Payton asked Holmes for a couple of minutes to gather himself. When he finally emerged from the closet, he was shirtless, with a white towel dangling over his right shoulder. He was stopped by NBC’s Bob Costas, who requested a live interview.
COSTAS:
Walter, was there ever a time during your long career, when you were performing so brilliantly and your team was at a level beneath that, that you felt this dream would never come true?
PAYTON:
Well, you try not to think about it. During the off-season when you see other people playing in the Super Bowl, you wonder and you say to yourself, ‘Are you ever gonna get there and see what it feels like?’ And it pushes you a little bit harder during that off-season to work to try to get there the following year. This team had their minds made up after losing to San Francisco last year that we were going to win the Super Bowl this year.
COSTAS:
Can you describe the feeling for you personally?
PAYTON:
Right now it really hasn’t sunk in. I don’t feel anything. It’s one of those things where when you have it in your mind for so long what it would be like, and then after the actual event happens, it tends to take away from it. Right now I’m still a little bumped and bruised from the game. It really hasn’t happened yet.

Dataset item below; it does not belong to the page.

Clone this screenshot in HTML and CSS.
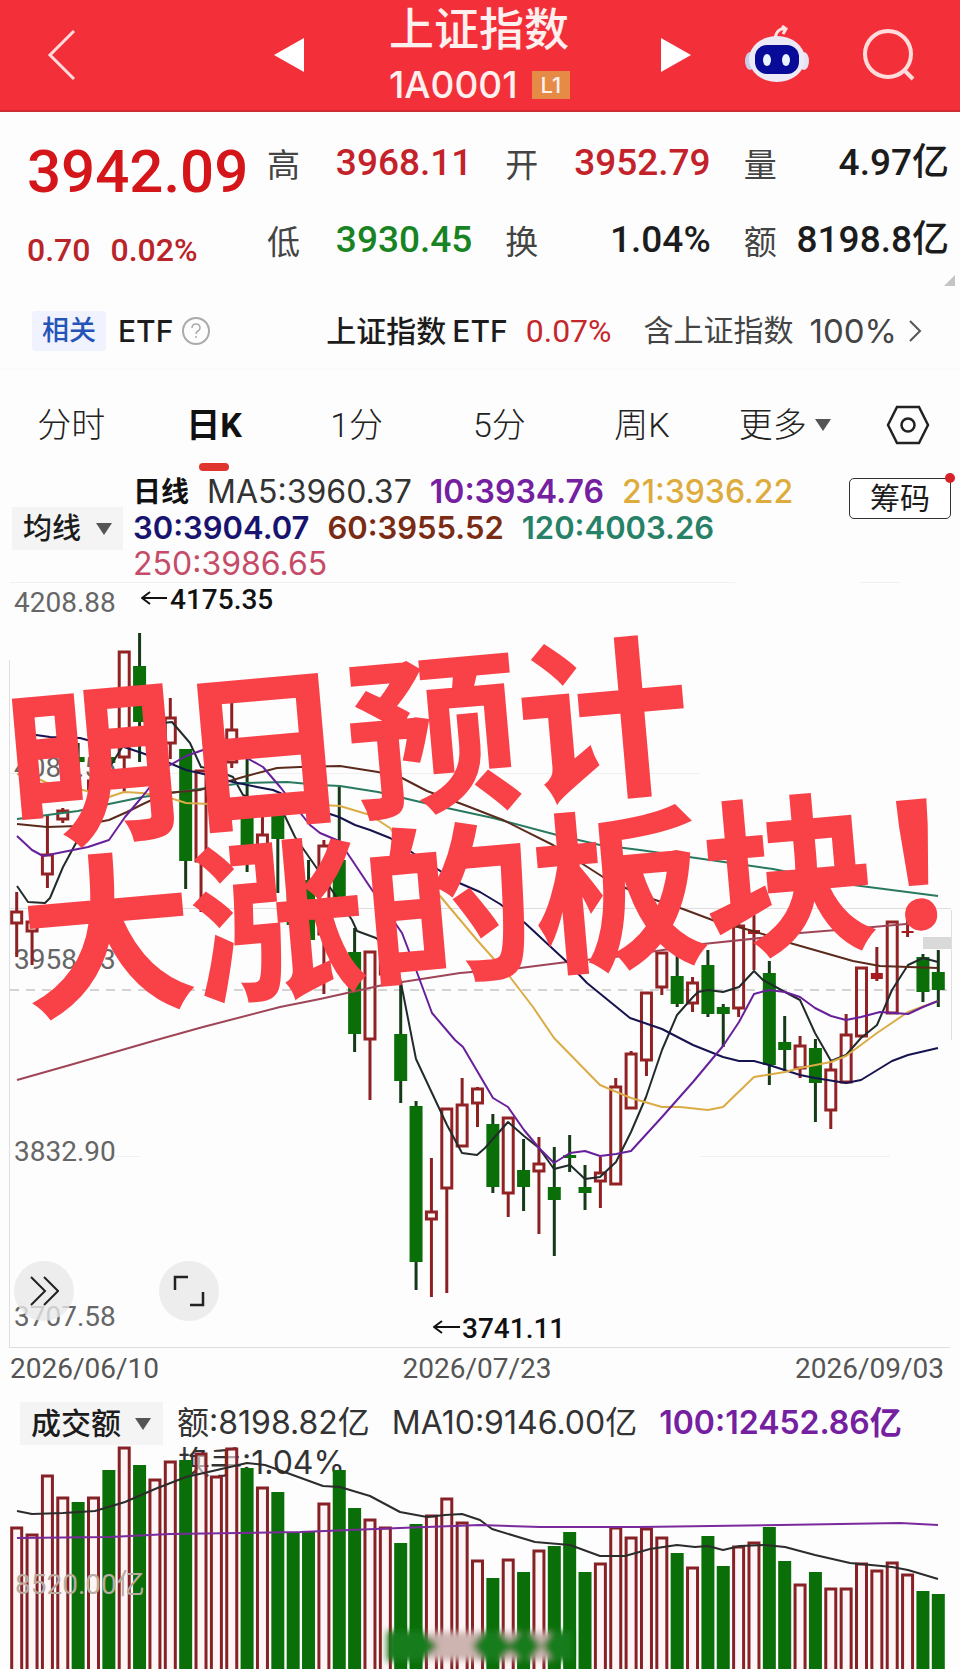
FILE: index.html
```html
<!DOCTYPE html>
<html lang="zh-CN">
<head>
<meta charset="utf-8">
<meta name="viewport" content="width=device-width, initial-scale=1">
<title>上证指数 1A0001</title>
<link rel="stylesheet" href="styles.css">
</head>
<body>
<header class="topbar">
  <button class="icon-btn back" aria-label="返回"><svg width="30" height="52" viewBox="0 0 30 52"><path d="M27 2 3 26 27 50" fill="none" stroke="#ffdcdc" stroke-width="3"/></svg></button>
  <button class="icon-btn prev" aria-label="上一个"><svg width="30" height="34" viewBox="0 0 30 34"><path d="M0 17 30 0V34Z" fill="#fff"/></svg></button>
  <div class="heading">
    <h1 class="name">上证指数</h1>
    <p class="code">1A0001<span class="level">L1</span></p>
  </div>
  <button class="icon-btn next" aria-label="下一个"><svg width="30" height="34" viewBox="0 0 30 34"><path d="M30 17 0 0V34Z" fill="#fff"/></svg></button>
  <button class="icon-btn robot" aria-label="智能助手"><svg width="66" height="60" viewBox="0 0 66 60">
    <path d="M31 14C32 6 36 3 42 4M38 1l4 3-3 5" fill="none" stroke="#ffe4e4" stroke-width="3"/>
    <ellipse cx="6" cy="36" rx="5" ry="9" fill="#c9cde6"/><ellipse cx="60" cy="36" rx="5" ry="9" fill="#e6e2f2"/>
    <ellipse cx="33" cy="34" rx="28" ry="23" fill="#eceaf6"/>
    <rect x="11" y="20" width="44" height="29" rx="12" fill="#080a98"/>
    <ellipse cx="23" cy="35" rx="4" ry="6" fill="#e8f4ff"/><ellipse cx="42" cy="35" rx="4" ry="6" fill="#e8f4ff"/>
  </svg></button>
  <button class="icon-btn search" aria-label="搜索"><svg width="54" height="52" viewBox="0 0 54 52"><circle cx="26" cy="25" r="23" fill="none" stroke="#ffdcdc" stroke-width="4"/><path d="m42 41 9 9" stroke="#ffdcdc" stroke-width="4"/></svg></button>
</header>

<section class="quote">
  <div class="last">
    <strong class="price">3942.09</strong>
    <p class="change"><span>0.70</span><span>0.02%</span></p>
  </div>
  <dl class="stats">
    <div class="stat"><dt>高</dt><dd class="up">3968.11</dd></div>
    <div class="stat"><dt>开</dt><dd class="up">3952.79</dd></div>
    <div class="stat"><dt>量</dt><dd>4.97亿</dd></div>
    <div class="stat"><dt>低</dt><dd class="down">3930.45</dd></div>
    <div class="stat"><dt>换</dt><dd>1.04%</dd></div>
    <div class="stat"><dt>额</dt><dd>8198.8亿</dd></div>
  </dl>
  <svg class="corner" width="11" height="11" viewBox="0 0 11 11"><path d="M11 0V11H0Z" fill="#c4c4c4"/></svg>
</section>

<section class="related">
  <span class="tag">相关</span><span class="etf">ETF</span>
  <svg class="help" width="28" height="28" viewBox="0 0 28 28"><circle cx="14" cy="14" r="13" fill="none" stroke="#aaa" stroke-width="2"/><path d="M10 11q0-4 4-4t4 4q0 2-2 3t-2 3m0 2v2" fill="none" stroke="#aaa" stroke-width="1.5"/></svg>
  <a class="fund" href="#">上证指数<span class="latin">ETF</span></a>
  <span class="fund-change">0.07%</span>
  <a class="weight" href="#">含上证指数<span class="latin">100%</span><svg width="13" height="22" viewBox="0 0 13 22"><path d="m1 1 10 10L1 21" fill="none" stroke="#555" stroke-width="2"/></svg></a>
</section>

<nav class="tabs">
  <button class="tab">分时</button>
  <button class="tab active">日K</button>
  <button class="tab">1分</button>
  <button class="tab">5分</button>
  <button class="tab">周K</button>
  <button class="tab more">更多<span class="caret"></span></button>
  <button class="tab" aria-label="设置"><svg width="44" height="40" viewBox="0 0 44 40"><path d="M11 2H33L42 20 33 38H11L2 20Z" fill="none" stroke="#222" stroke-width="2.5"/><circle cx="22" cy="20" r="6.5" fill="none" stroke="#222" stroke-width="2.5"/></svg></button>
</nav>

<section class="legend">
  <label class="picker"><select aria-label="指标"><option>均线</option></select><span class="caret"></span></label>
  <div class="averages">
    <p><b class="period">日线</b><span>MA5:3960.37</span><span class="ma10">10:3934.76</span><span class="ma21">21:3936.22</span></p>
    <p class="compact"><span class="ma30">30:3904.07</span><span class="ma60">60:3955.52</span><span class="ma120">120:4003.26</span></p>
    <p><span class="ma250">250:3986.65</span></p>
  </div>
  <button class="chips">筹码<span class="dot"></span></button>
</section>

<main class="panel">
  <svg class="chart" id="kline" viewBox="0 580 960 768" role="img" aria-label="日K线图"></svg>
  <p class="slogan"><span>明日预计</span><span>大涨的板块！</span></p>
  <button class="round forward" aria-label="前进"><svg width="30" height="30" viewBox="0 0 30 30"><path d="M2 1 16 15 2 29M15 1 29 15 15 29" fill="none" stroke="#222" stroke-width="2"/></svg></button>
  <button class="round expand" aria-label="全屏"><svg width="32" height="32" viewBox="0 0 32 32"><path d="M2 15V2H15M30 17V30H17" fill="none" stroke="#222" stroke-width="2.5"/></svg></button>
</main>
<div class="dates"><time>2026/06/10</time><time>2026/07/23</time><time>2026/09/03</time></div>

<section class="turnover">
  <label class="picker"><select aria-label="副图指标"><option>成交额</option></select><span class="caret"></span></label>
  <p class="amounts"><span>额:8198.82亿</span><span>MA10:9146.00亿</span><span class="ma10">100:12452.86亿</span></p>
</section>
<svg class="chart" id="volume" viewBox="0 1446 960 223" role="img" aria-label="成交额"></svg>
<script src="chart.js"></script>
</body>
</html>
```
FILE: styles.css
```css
* { box-sizing: border-box; }
body {
  margin: 0;
  background: #fdfdfd;
  color: #1c1c1c;
  font-family: Roboto, "Noto Sans CJK SC", sans-serif;
}
h1, p, dl, dd { margin: 0; }
button, select {
  border: 0;
  padding: 0;
  background: none;
  color: inherit;
  font: inherit;
  appearance: none;
}
a { color: inherit; text-decoration: none; }
svg { display: block; }

.topbar {
  display: grid;
  grid-template-columns: 47fr 227fr 115fr 182fr 120fr 53fr 118fr 98fr;
  align-items: center;
  height: 112px;
  background: #f3303a;
  border-bottom: 2px solid #cf2c34;
  color: #fff0f0;
}
.icon-btn { justify-self: start; }
.back { grid-column: 2; }
.prev { grid-column: 3; }
.heading { grid-column: 4; white-space: nowrap; }
.next { grid-column: 5; justify-self: end; }
.robot { grid-column: 7; }
.name { font-size: 45px; line-height: 60px; font-weight: 500; }
.code { display: flex; align-items: center; gap: 14px; font: 500 37px/48px Inter, sans-serif; }
.level { background: #e58b45; padding: 0 9px; font-size: 22px; line-height: 28px; }

.quote {
  position: relative;
  display: grid;
  grid-template-columns: 240px 1fr;
  padding: 24px 11px 0 27px;
  height: 178px;
  font-weight: 500;
}
.price { display: block; font-size: 60px; line-height: 72px; font-weight: 500; color: #d4161b; }
.change { display: flex; gap: 20px; margin-top: 22px; font-size: 32px; line-height: 40px; color: #b82429; }
.stats { display: grid; grid-template-columns: repeat(3, 1fr); grid-auto-rows: 77px; column-gap: 33px; margin-top: -12px; }
.stat { display: flex; justify-content: space-between; align-items: center; white-space: nowrap; }
.stat dt { font-size: 33px; font-weight: 400; color: #444; }
.stat dd { font-size: 37px; line-height: 44px; }
.up { color: #c4222a; }
.down { color: #188322; }
.corner { position: absolute; right: 5px; bottom: 4px; }

.related {
  display: flex;
  align-items: center;
  height: 80px;
  padding: 4px 38px 0 32px;
  border-bottom: 2px solid #fafafa;
  font-size: 30px;
  line-height: 40px;
  white-space: nowrap;
}
.tag { padding: 0 10px; background: #f0f2fd; border-radius: 4px; color: #2454b8; font-size: 27px; line-height: 40px; font-weight: 500; }
.etf { margin-left: 12px; font: 500 30px/40px Inter, sans-serif; }
.help { margin-left: 9px; }
.fund { margin-left: auto; font-weight: 500; }
.latin { margin-left: 6px; font: 500 30px/40px Inter, sans-serif; }
.fund-change { margin-left: 18px; color: #c4282c; font-size: 32px; }
.weight { display: flex; align-items: center; margin-left: 32px; color: #444; }
.weight .latin { margin-left: 16px; font-size: 33px; font-weight: 400; }
.weight svg { margin-left: 12px; }

.tabs { display: grid; grid-template-columns: repeat(6, 1fr) 104px; height: 105px; padding-top: 10px; }
.tab { position: relative; display: flex; justify-content: center; align-items: center; height: 90px; font-size: 34px; line-height: 44px; font-weight: 300; color: #222; }
.active { font-weight: 700; color: #111; }
.active::after { content: ""; position: absolute; bottom: -1px; width: 30px; height: 8px; border-radius: 4px; background: #e0352f; }
.caret { border: 8px solid transparent; border-top: 12px solid #555; border-bottom: 0; pointer-events: none; }
.more { gap: 8px; }

.legend { display: grid; grid-template-columns: 111px 1fr 102px; column-gap: 10px; height: 105px; padding: 0 9px 0 12px; }
.picker { display: flex; align-items: center; gap: 14px; padding: 0 11px; height: 43px; background: #f4f4f4; font-size: 29px; font-weight: 500; }
.legend .picker { margin-top: 32px; }
.picker select { line-height: 40px; }
.averages, .amounts { font-family: Inter, "Noto Sans CJK SC", sans-serif; font-size: 32px; color: #333; white-space: nowrap; }
.averages { line-height: 34px; }
.averages p { display: flex; height: 36px; gap: 18px; }
.averages .compact { font-size: 31px; }
.period { font-size: 28px; color: #111; }
.ma10 { color: #7420a0; font-weight: 600; }
.ma21 { color: #deac3c; font-weight: 500; }
.ma30 { color: #17136f; font-weight: 600; }
.ma60 { color: #7a2b14; font-weight: 600; }
.ma120 { color: #278167; font-weight: 600; }
.ma250 { color: #c54c68; }
.chips { position: relative; margin-top: 3px; height: 41px; border: 1px solid #333; border-radius: 5px; background: #fff; font-size: 30px; line-height: 38px; }
.dot { position: absolute; top: -6px; right: -5px; width: 10px; height: 10px; border-radius: 50%; background: #d8202a; }

.panel { position: relative; }
.chart { width: 100%; height: auto; overflow: visible; }
.slogan {
  position: absolute;
  top: 96px;
  left: 14px;
  color: #f94148;
  font: 700 171px/171px "Noto Sans CJK SC", sans-serif;
  font-feature-settings: "halt";
  -webkit-text-stroke: 2px #f94148;
  white-space: nowrap;
  transform: rotate(-5deg);
  transform-origin: 0 50%;
}
.slogan span { display: block; }
.round { position: absolute; bottom: 27px; display: grid; place-items: center; width: 60px; height: 60px; border-radius: 50%; background: rgba(232, 232, 232, 0.8); }
.forward { left: 14px; }
.expand { left: 159px; }
.dates { display: flex; justify-content: space-between; height: 42px; padding: 0 16px 0 10px; font-size: 28px; line-height: 41px; color: #555; }

.turnover { display: flex; gap: 14px; height: 56px; padding: 12px 20px 0; }
.turnover .picker { min-width: 143px; font-size: 30px; }
.amounts { display: flex; gap: 22px; line-height: 42px; }

.axis { font-size: 28px; fill: #666; }
.mark { font-size: 28px; font-weight: 500; fill: #111; }
.rate { font: 32px Inter, "Noto Sans CJK SC", sans-serif; fill: #333; }
.scale { font-size: 28px; fill: #b9aaa2; }
.frame { fill: none; stroke: #dedede; stroke-width: 1; }
.faint { stroke: #f1f1f1; }
.dash { stroke-dasharray: 9 7; stroke: #aaa; }
.hollow { fill: none; stroke: #922224; stroke-width: 3; }
.solid { fill: #0a6f08; stroke: none; }
.wick-up { fill: none; stroke: #8c2022; stroke-width: 3; }
.wick-down { fill: none; stroke: #143a16; stroke-width: 3; }
.line { fill: none; stroke-width: 2; stroke-linejoin: round; }
.bar { fill: #fff1f1; fill-opacity: 0.6; stroke: #862226; stroke-width: 3; }
```
FILE: chart.js
```js
const STEP = 15.36, START = 16.7;
const xAt = i => START + i * STEP;

// direction, high, body top, body bottom, low
const candles = [
  ['r',892,911,924,957],['r',915,921,932,965],['r',815,854,875,888],['r',808,810,820,823],['g',743,757,762,782],
  ['r',775,780,790,792],['g',745,757,763,766],['r',651,651,758,793],['g',633,666,722,762],['r',720,725,755,760],
  ['r',698,717,744,759],['g',749,749,861,889],['r',770,770,862,912],['r',775,775,812,815],['r',690,729,763,768],
  ['g',758,818,846,872],['r',806,834,850,856],['g',803,810,839,893],['g',850,870,925,945],['g',860,880,940,948],
  ['r',840,845,935,994],['g',787,860,898,905],['g',928,952,1034,1052],['r',951,951,1040,1100],['r',930,940,975,985],
  ['g',982,1034,1081,1103],['g',1101,1106,1262,1290],['r',1158,1211,1220,1297],['r',1108,1108,1189,1293],['r',1078,1104,1147,1147],
  ['r',1087,1088,1104,1127],['g',1114,1124,1187,1193],['r',1117,1117,1194,1217],['g',1139,1170,1187,1211],['r',1137,1163,1172,1234],
  ['g',1147,1187,1200,1256],['g',1135,1155,1158,1172],['g',1165,1187,1193,1210],['r',1157,1172,1182,1208],['r',1078,1086,1185,1185],
  ['r',1051,1053,1109,1109],['r',992,992,1061,1076],['r',952,952,988,995],['g',952,976,1004,1007],['r',977,982,1004,1012],
  ['g',950,965,1014,1017],['g',1004,1007,1014,1047],['r',920,925,1009,1017],['r',915,930,934,970],['g',961,973,1065,1085],
  ['g',1016,1042,1050,1071],['r',1036,1045,1069,1078],['g',1039,1048,1083,1122],['r',1061,1069,1111,1129],['r',1014,1034,1083,1083],
  ['r',967,967,1037,1037],['r',947,973,979,981],['r',921,921,1014,1014],['r',909,931,933,937],['g',954,957,992,1002],['g',950,972,990,1007]
];
const volumes = [
  1527,1534,1475,1497,1502,1497,1470,1447,1465,1479,1461,1460,1453,1476,1448,1468,1487,1492,1532,1532,1503,
  1470,1508,1519,1527,1543,1524,1515,1498,1522,1560,1578,1559,1572,1550,1546,1532,1572,1563,1527,1537,1528,
  1537,1553,1567,1536,1566,1546,1542,1527,1561,1584,1572,1588,1588,1563,1570,1562,1574,1591,1594
];
const priceLines = [
  ['#222b2b','17,886 28,902 45,903 50,898 63,867 83,830 105,775 116,757 130,735 145,727 163,723 172,722 190,743 201,767 212,769 233,777 243,795 281,808 295,837 325,880 352,920 357,931 376,938 395,955 401,983 416,1059 447,1125 462,1153 477,1155 485,1148 508,1122 524,1136 539,1148 554,1169 570,1165 585,1179 600,1177 616,1162 631,1132 646,1097 662,1050 677,1015 693,997 698,992 708,990 723,992 739,987 754,971 763,980 785,992 800,1000 815,1033 831,1061 846,1055 861,1038 877,1025 892,990 908,965 923,958 938,962'],
  ['#28795f','17,819 78,811 109,804 143,797 170,793 207,788 243,783 287,782 320,785 340,786 378,792 433,805 493,818 557,835 600,845 640,850 710,860 773,869 853,885 938,896'],
  ['#5a2a1c','17,824 47,827 78,826 109,820 127,812 143,804 167,793 200,790 243,777 277,768 300,767 340,766 378,772 402,778 427,791 467,806 503,820 553,845 603,877 640,895 683,909 715,921 753,931 790,943 853,961 880,966 938,968'],
  ['#9e4558','17,1080 70,1065 160,1039 203,1027 280,1007 320,999 383,985 460,973 520,968 567,962 623,956 703,944 770,937 800,933 873,927 917,923'],
  ['#16144f','17,733 36,735 50,737 80,738 109,746 124,747 142,753 167,762 186,770 208,775 233,782 257,787 273,790 327,813 339,817 355,825 370,830 390,838 457,882 480,892 500,904 525,923 567,962 587,983 630,1018 662,1029 693,1045 723,1057 739,1061 754,1061 769,1065 800,1075 815,1078 846,1083 861,1080 892,1061 908,1055 938,1048'],
  ['#dbab45','17,774 41,780 55,787 83,790 109,797 124,792 142,793 167,797 186,803 210,804 270,806 323,805 340,806 370,815 390,828 435,890 477,940 510,977 533,1007 554,1038 600,1085 631,1098 662,1107 680,1107 708,1110 723,1107 754,1077 785,1072 800,1068 831,1062 846,1056 877,1033 908,1012 938,1001'],
  ['#68209a','17,836 32,850 43,856 63,852 88,847 109,840 125,817 142,797 165,768 186,756 203,750 218,748 238,753 263,767 281,788 298,810 310,825 320,833 339,841 352,860 370,887 402,933 415,967 432,1013 455,1040 463,1047 493,1098 508,1107 524,1130 539,1148 554,1163 570,1153 585,1151 600,1156 616,1154 631,1151 662,1117 693,1082 723,1046 739,1022 754,994 769,990 785,992 800,997 815,1008 831,1016 846,1020 861,1017 880,1012 908,1014 923,1007 938,1001']
];
const volumeLines = [
  ['#2c2c2c','17,1511 32,1514 63,1513 95,1511 125,1502 155,1489 186,1477 217,1470 247,1463 265,1465 290,1474 323,1486 340,1487 370,1496 400,1512 427,1517 445,1515 462,1514 480,1520 492,1529 535,1542 570,1545 600,1556 625,1556 650,1549 677,1545 695,1547 708,1546 723,1550 740,1546 765,1545 785,1547 815,1555 850,1563 892,1567 908,1570 938,1579'],
  ['#7a2a9c','17,1538 110,1537 170,1534 300,1532 400,1528 480,1525 540,1527 640,1527 780,1525 900,1523 938,1525']
];
const drawLines = lines => lines.map(([color, points]) => `<polyline class="line" stroke="${color}" points="${points}"/>`).join('');

function drawCandle([dir, high, top, bottom, low], i) {
  const x = xAt(i);
  if (dir === 'g') {
    return `<path class="wick-down" d="M${x} ${high}V${low}"/><rect class="solid" x="${x - 6.5}" y="${top}" width="13" height="${bottom - top}"/>`;
  }
  const tall = bottom - top;
  const body = tall < 7
    ? `<rect x="${x - 6}" y="${top}" width="12" height="${tall}" fill="#a81c20"/>`
    : `<rect class="hollow" x="${x - 5}" y="${top + 1}" width="10" height="${tall - 2}"/>`;
  return `<path class="wick-up" d="M${x} ${high}V${top}M${x} ${bottom}V${low}"/>${body}`;
}

document.getElementById('kline').innerHTML = `
  <path class="frame" d="M9.5 660V1347.5H950M951.5 910V1040M10 908.5H951"/>
  <path class="frame faint" d="M10 582.5H735M860 582.5H900M10 773.5H700M110 1156.5H140M700 1156.5H890"/>
  <path class="frame dash" d="M10 990H951"/>
  <rect x="923" y="937" width="28" height="12" fill="#d9d9d9"/>
  <text class="axis" x="14" y="612">4208.88</text>
  <text class="axis" x="14" y="777">4083.55</text>
  <text class="axis" x="14" y="969">3958.23</text>
  <text class="axis" x="14" y="1161">3832.90</text>
  <text class="axis" x="14" y="1326">3707.58</text>
  ${candles.map(drawCandle).join('')}
  ${drawLines(priceLines)}
  <path class="line" stroke="#111" d="M167 598H142m8-6-8 6 8 6M460 1327H434m8-6-8 6 8 6"/>
  <text class="mark" x="170" y="609">4175.35</text>
  <text class="mark" x="462" y="1338">3741.11</text>`;

document.getElementById('volume').innerHTML = `
  <defs><filter id="soft" x="-20%" y="-50%" width="140%" height="200%"><feGaussianBlur stdDeviation="3"/></filter></defs>
  <text class="rate" x="178" y="1474">换手:1.04%</text>
  ${volumes.map((y, i) => candles[i][0] === 'g'
    ? `<rect class="solid" x="${xAt(i) - 6.5}" y="${y}" width="13" height="${1669 - y}"/>`
    : `<path class="bar" d="M${xAt(i) - 5} 1669V${y + 1}h10V1669"/>`).join('')}
  ${drawLines(volumeLines)}
  <text class="scale" x="15" y="1594">8520.00亿</text>
  <g filter="url(#soft)">
    <rect x="430" y="1632" width="120" height="28" fill="#cdb4b0"/>
    <path fill="#187c1c" d="M387 1631H422L438 1646 422 1661H387ZM472 1646 484 1631H500L510 1643 520 1631H530L541 1646 530 1661H520L510 1650 500 1661H484ZM542 1646 552 1631H572V1661H552Z"/>
  </g>`;
```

Standing to the side, Holmes was satisfied. Payton, however, remained petulant. Instead of making plans with teammates or family members, he retreated to the empty training room. “He and I left the Super Bowl together in a taxicab, after everyone was gone,” said Fred Caito, the veteran trainer. “By the time we left the training room it was quiet and dark. He never even took a shower—just sulked.” Upon reaching the hotel, Payton was greeted in the lobby by Lewis Pitzele, a Chicago-based music producer he had known via business dealings. Payton invited him to his room. “He started telling me why he wasn’t going out, and then he started crying,” said Pitzele. “I was answering the phone for him—ABC and CBS and
Good Morning America
were all calling the room, trying to book him for the next day. He didn’t want to talk to anyone. We eventually went downstairs to the banquet, but he was crushed.”